We start reading about Leo Demidov in the past, and learn how Leo and his wife Raise first met and fell in love. Set in the 1950s, it is a story about love at first sight and rejection by Raisa. But they end up together anyway… Leo in the mean time is a member of the Russian secret police and in training to interpretate secret messages in diaries. In that same first part we get introduced to a black American singer Jesse Austin, who will play a big part in the tragedy of the Peace Tour in 1965. The two plots are brought together by a concert the singer gives in Russia (Jesse Austin is a Communist).
In 1965 he is no longer a secret agent. His wife Raisa and daughters Zoya and Elena travel to New York to be part of a Peace Tour, but he is forbidden to travel along with his family. Leo suspects something, but he cannot protect them as he is on the other side of the world. They end up being caught up in a conspiracy which ends in a tragedy, but Leo was never allowed by the Soviet government to investigate what really happened. But he never ceases to search for justice and has to face his memories and ghosts of the past…
Leo never stops his quest for justice, and we follow him to 1980. He is now an adviser in Afghanistan, a country controlled by the Soviet Union. He cannot stand facing his feelings, so he drowns them in opium. He has a new trainee, a young Afghan girl who is enthusiastic about the new world the Soviets have to offer. But he knows from experience that that enthusiasm will soon change as she realizes what is really going on.

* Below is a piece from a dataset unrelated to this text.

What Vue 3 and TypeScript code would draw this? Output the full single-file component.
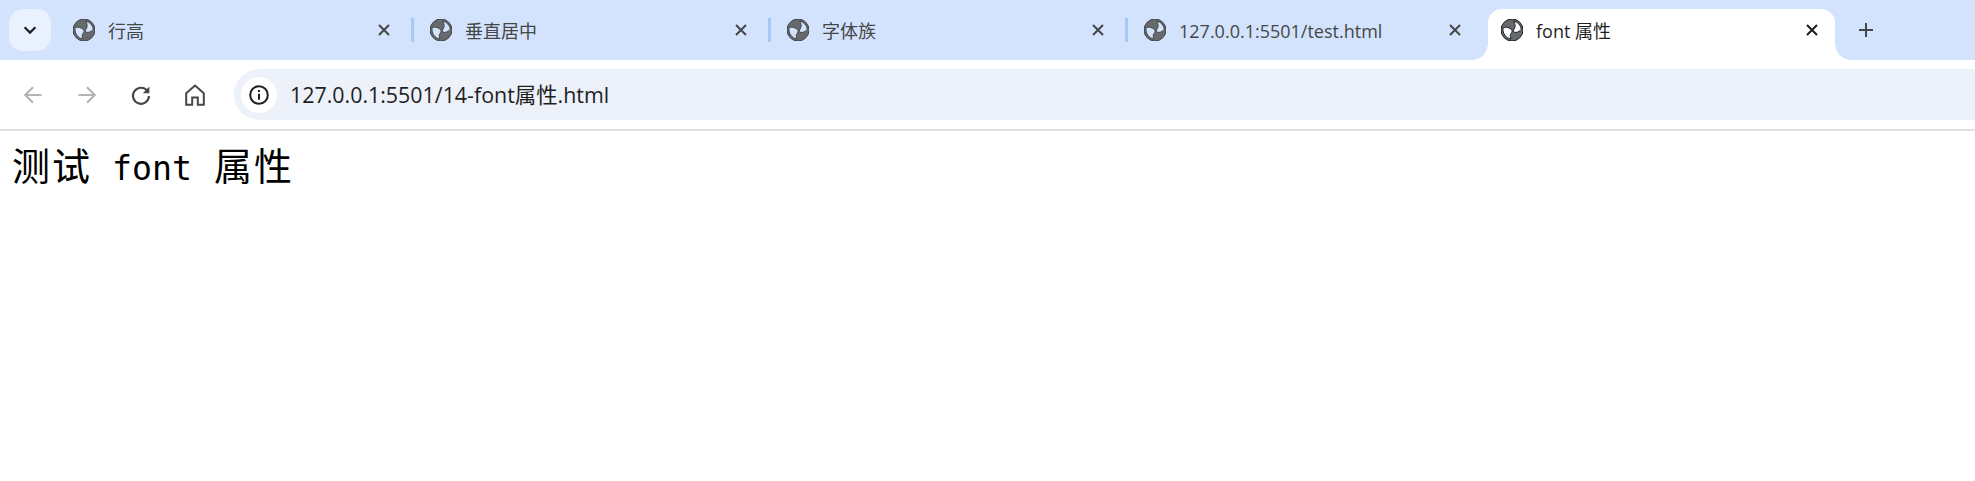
<script setup lang="ts">
interface Tab { title: string; active?: boolean }
const tabs: Tab[] = [
  { title: '行高' },
  { title: '垂直居中' },
  { title: '字体族' },
  { title: '127.0.0.1:5501/test.html' },
  { title: 'font 属性', active: true },
]
</script>

<template>
  <div class="browser">
    <header class="strip">
      <button class="search-btn" aria-label="tabs">
        <svg width="16" height="16" viewBox="0 0 16 16"><path d="M2.6 5.2 8 10.6l5.4-5.4" fill="none" stroke="#1f1f1f" stroke-width="2.2" /></svg>
      </button>
      <div class="tabs">
        <div v-for="(t, i) in tabs" :key="i" class="tab" :class="{ active: t.active, sep: i < 3 }">
          <svg class="globe" width="22" height="22" viewBox="0 0 22 22">
            <path fill-rule="evenodd" fill="#666a6f" d="M11 0a11 11 0 1 0 0 22a11 11 0 1 0 0-22Z M2 8.8C5 7.2 9 9 10.8 10.8C12 12.6 10 14.2 9.4 15.6C9 17 9.4 18.8 10 20C5 19.4 1.4 14.4 2 8.8Z M12.6 2.2C16.8 3 19.8 6.2 20.2 10.4C18.4 12.8 15.4 14 13.2 13.2C11.6 12.2 12.8 10.2 13.6 9C14.6 7.2 14.2 4.2 12.6 2.2Z" />
          </svg>
          <span class="title">{{ t.title }}</span>
          <svg class="close" width="12" height="12" viewBox="0 0 12 12"><path d="M1 1l10 10M11 1 1 11" fill="none" stroke-width="2" /></svg>
        </div>
      </div>
      <svg class="plus" width="16" height="16" viewBox="0 0 16 16"><path d="M8 1v14M1 8h14" fill="none" stroke="#474747" stroke-width="2" /></svg>
    </header>

    <nav class="toolbar">
      <div class="nav-icons">
        <svg class="nav-icon" width="20" height="20" viewBox="0 0 20 20"><path d="M18.5 10H2.5M10 2.2 2.2 10l7.8 7.8" fill="none" stroke="#b0b2b4" stroke-width="2" /></svg>
        <svg class="nav-icon" width="20" height="20" viewBox="0 0 20 20"><path d="M1.5 10h16M10 2.2l7.8 7.8-7.8 7.8" fill="none" stroke="#b0b2b4" stroke-width="2" /></svg>
        <svg class="nav-icon" width="20" height="20" viewBox="0 0 20 20"><path d="M16.6 6.2A8 8 0 1 0 18 11" fill="none" stroke="#474747" stroke-width="2.2" /><path d="M18.4 1.6v6.6h-6.6z" fill="#474747" /></svg>
        <svg class="nav-icon" width="20" height="22" viewBox="0 0 20 22"><path d="M1.2 9.2 10 1.6l8.8 7.6v11.6h-6V13.4H7.2v7.4h-6z" fill="none" stroke="#474747" stroke-width="2" /></svg>
      </div>
      <div class="omnibox">
        <span class="info">
          <svg width="20" height="20" viewBox="0 0 20 20"><circle cx="10" cy="10" r="8.8" fill="none" stroke="#1f1f1f" stroke-width="2" /><path d="M10 8.8v6M10 5v2" fill="none" stroke="#1f1f1f" stroke-width="2" /></svg>
        </span>
        <span class="url">127.0.0.1:5501/14-font属性.html</span>
      </div>
    </nav>

    <main class="page">
      <p class="sample"><span class="cjk">测试</span> font <span class="cjk second">属性</span></p>
    </main>
  </div>
</template>

<style>
html, body { margin: 0; background: #fff; }
</style>

<style scoped>
.browser {
  width: 1975px;
  height: 481px;
  display: flex;
  flex-direction: column;
  overflow: hidden;
  background: #fff;
  font-family: "Open Sans", "Noto Sans CJK SC", sans-serif;
}
.strip {
  height: 60px;
  flex: none;
  display: flex;
  align-items: flex-end;
  background: #d3e3fd;
}
.search-btn {
  width: 42px;
  height: 42px;
  margin: 0 9px 9px;
  padding: 0;
  border: 0;
  border-radius: 14px;
  background: #e9f0fe;
  display: flex;
  align-items: center;
  justify-content: center;
}
.tabs {
  display: flex;
  gap: 10px;
}
.tab {
  position: relative;
  width: 347px;
  height: 51px;
  box-sizing: border-box;
  padding: 0 17px 9px 13px;
  display: flex;
  align-items: center;
  color: #444746;
  stroke: #444746;
}
.tab.sep::after {
  content: "";
  position: absolute;
  right: -7px;
  top: 9px;
  width: 3px;
  height: 24px;
  background: #a8c7fa;
}
.tab.active {
  background: #fff;
  border-radius: 14px 14px 0 0;
  color: #1f1f1f;
  stroke: #1f1f1f;
}
.tab.active::before,
.tab.active::after {
  content: "";
  position: absolute;
  bottom: 0;
  width: 16px;
  height: 16px;
}
.tab.active::before {
  left: -16px;
  background: radial-gradient(circle at 0 0, transparent 15.5px, #fff 16px);
}
.tab.active::after {
  right: -16px;
  background: radial-gradient(circle at 100% 0, transparent 15.5px, #fff 16px);
}
.globe { flex: none; }
.title {
  flex: 1;
  margin: 2px 0 0 13px;
  font-size: 18px;
  line-height: 22px;
  white-space: nowrap;
}
.close { flex: none; }
.plus { margin: 0 0 22px 23px; }
.toolbar {
  height: 69px;
  flex: none;
  box-sizing: border-box;
  padding-top: 9px;
  display: flex;
  align-items: flex-start;
  background: #fff;
  border-radius: 14px 0 0 0;
  position: relative;
}
.nav-icons {
  width: 234px;
  height: 51px;
  flex: none;
  box-sizing: border-box;
  padding-left: 23px;
  display: flex;
  align-items: center;
}
.nav-icon { margin-right: 34px; flex: none; }
.omnibox {
  flex: 1;
  height: 51px;
  box-sizing: border-box;
  padding-left: 7px;
  display: flex;
  align-items: center;
  background: #ecf1fa;
  border-radius: 25.5px 0 0 25.5px;
}
.info {
  width: 36px;
  height: 36px;
  border-radius: 50%;
  background: #fff;
  display: flex;
  align-items: center;
  justify-content: center;
  flex: none;
}
.url {
  margin: 0 0 2px 13px;
  font-size: 21.4px;
  color: #1f1f1f;
  white-space: nowrap;
}
.page {
  flex: 1;
  border-top: 2px solid #e0e0e0;
  padding: 0 0 0 12px;
}
.sample {
  margin: 11px 0 0;
  font-family: "DejaVu Sans Mono", monospace;
  font-size: 33.2px;
  line-height: 44px;
  white-space: pre;
  color: #000;
}
.cjk {
  font-family: "Noto Sans CJK SC", sans-serif;
  font-size: 38px;
  letter-spacing: 2px;
}
.second { margin-left: 2px; }
</style>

Like I said before, I just felt like something was missing while reading Agent 6. I couldn’t get into the story and the end definitely wasn’t satisfactory. I wish I would have enjoyed this final book of the Leo Demidov trilogy since I’ve heard great things about the previous books… But I didn’t, and I definitely wouldn’t recommend reading it unless you’ve read the first two book and don’t like to leave trilogies unfinished.